Süd-Service I: 1. FC Barcelona 62 Punkte, 2. Real MadRIP 54, 3. Espanyol Barcelona 45, 4. FC Villarreal 44.
Barca mit einem sehr italienischen Ergebnis in ihren Schlafanzug-Auswärtstrikots bei Osasuna: 1:0 (Tor: Eto’o). Nun sind alle gespannt und hoffen: 1. Dass unsere blau-granatroten Freunde aus Katalonien die neureichen Londoner von Chelsea rauskegeln. 2. Dass Juve gegen Real zwei Tore schießt und dann den berühmten Turiner Beton anmischt.
Süd-Service II: 1. AC Mailand 60 Punkte, 2. Juventus Turin 60, 3. Sampdoria Genua 47, 4. Inter Mailand 46. Großes Capello- und Emerson-Wiedersehentreffen beim Spiel Juves in Rom gegen den AS. Die Fans waren so angespannt, dass sie zuerst den Bus des eigenen Teams mit Eiern und Flaschen bewarfen, was sie aber nach dem Spiel wieder gutmachten (außerdem gab es noch durch Messer verletzte Juve-Fans und Polizisten).

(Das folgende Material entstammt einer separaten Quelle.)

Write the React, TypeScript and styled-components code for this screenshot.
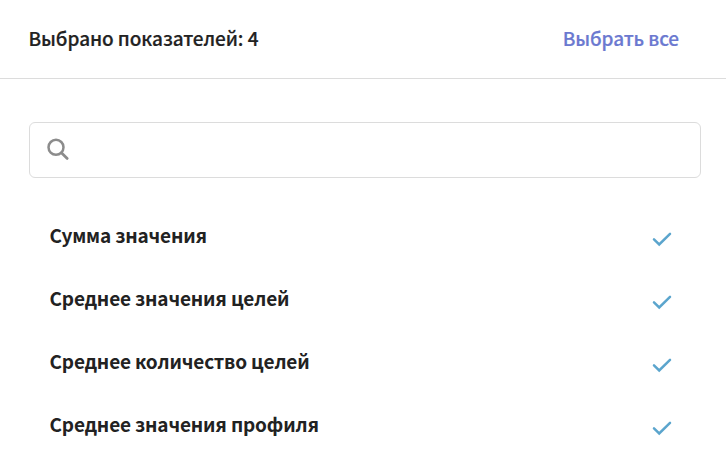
import React from "react";
import styled, { createGlobalStyle } from "styled-components";

const GlobalStyle = createGlobalStyle`
  * { box-sizing: border-box; }
  body {
    margin: 0;
    background: #fff;
    color: #222;
    font-family: "Noto Sans CJK SC", "Noto Sans", sans-serif;
    font-size: 19px;
    line-height: 28px;
  }
`;

const Panel = styled.section`
  height: 452px;
  overflow: hidden;
`;

const Header = styled.header`
  display: flex;
  justify-content: space-between;
  height: 79px;
  padding: 24px 47px 0 28.5px;
  border-bottom: 1px solid #dcdcdc;
`;

const Title = styled.span`
  font-weight: 500;
  letter-spacing: -0.08px;
  -webkit-text-stroke: 0.2px currentColor;
`;

const SelectAll = styled.button`
  align-self: flex-start;
  padding: 0;
  border: 0;
  background: none;
  color: #6b79d0;
  font: inherit;
  font-weight: 500;
  letter-spacing: -0.12px;
  cursor: pointer;
  -webkit-text-stroke: 0.2px currentColor;
`;

const SearchBox = styled.label`
  display: flex;
  align-items: center;
  height: 56px;
  margin: 43px 25px 0 29px;
  padding: 0 17px;
  border: 1px solid #dcdcdc;
  border-radius: 6px;
`;

const SearchIcon = styled.svg`
  flex: none;
  overflow: visible;
`;

const SearchInput = styled.input`
  flex: 1;
  margin-left: 12px;
  border: 0;
  outline: 0;
  background: none;
  font: inherit;
`;

const List = styled.ul`
  margin: 25px 0 0;
  padding: 0;
  list-style: none;
`;

const Item = styled.li`
  display: flex;
  align-items: center;
  justify-content: space-between;
  height: 63px;
  padding: 0 54px 0 49.5px;
  font-weight: 700;
  letter-spacing: -0.16px;
`;

const CheckIcon = styled.svg`
  margin-top: 9px;
`;

const metrics = [
  "Сумма значения",
  "Среднее значения целей",
  "Среднее количество целей",
  "Среднее значения профиля",
];

export default function App() {
  return (
    <Panel>
      <GlobalStyle />
      <Header>
        <Title>Выбрано показателей: 4</Title>
        <SelectAll type="button">Выбрать все</SelectAll>
      </Header>
      <SearchBox>
        <SearchIcon width="22" height="22" viewBox="0 0 22 22" fill="none" stroke="#8c8c8c">
          <circle cx="9" cy="8.3" r="7.5" strokeWidth="2.5" />
          <path d="M14.4 13.8L20.2 19.4" strokeWidth="2.8" strokeLinecap="round" />
        </SearchIcon>
        <SearchInput aria-label="Поиск" />
      </SearchBox>
      <List>
        {metrics.map((name) => (
          <Item key={name}>
            {name}
            <CheckIcon width="20" height="16" viewBox="0 0 20 16" fill="none" stroke="#5ba5cd">
              <path d="M2 8.4L7.2 13.4L18 2.8" strokeWidth="2.5" strokeLinecap="round" />
            </CheckIcon>
          </Item>
        ))}
      </List>
    </Panel>
  );
}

Auf Grund des unterirdischen Schiris wurde wenig gespielt (und wenn dann die besten Szenen aus italienischen Opern, ohne Gesang) und das Spiel endete 2:1 für Juve und nicht 1:1 (beide Juve-Tore waren irregulär, jedoch wurde ein korrekter Ibrahimovic-Treffer nicht anerkannt). Der AS Rom rutscht damit sogar aus den UEFA-Cup-Plätzen. Da kann man schonmal überlegen zu welchem Team Totti in der nächsten Saison wechselt, sicher nicht zu Juve, wie er immer mal wieder erklärt.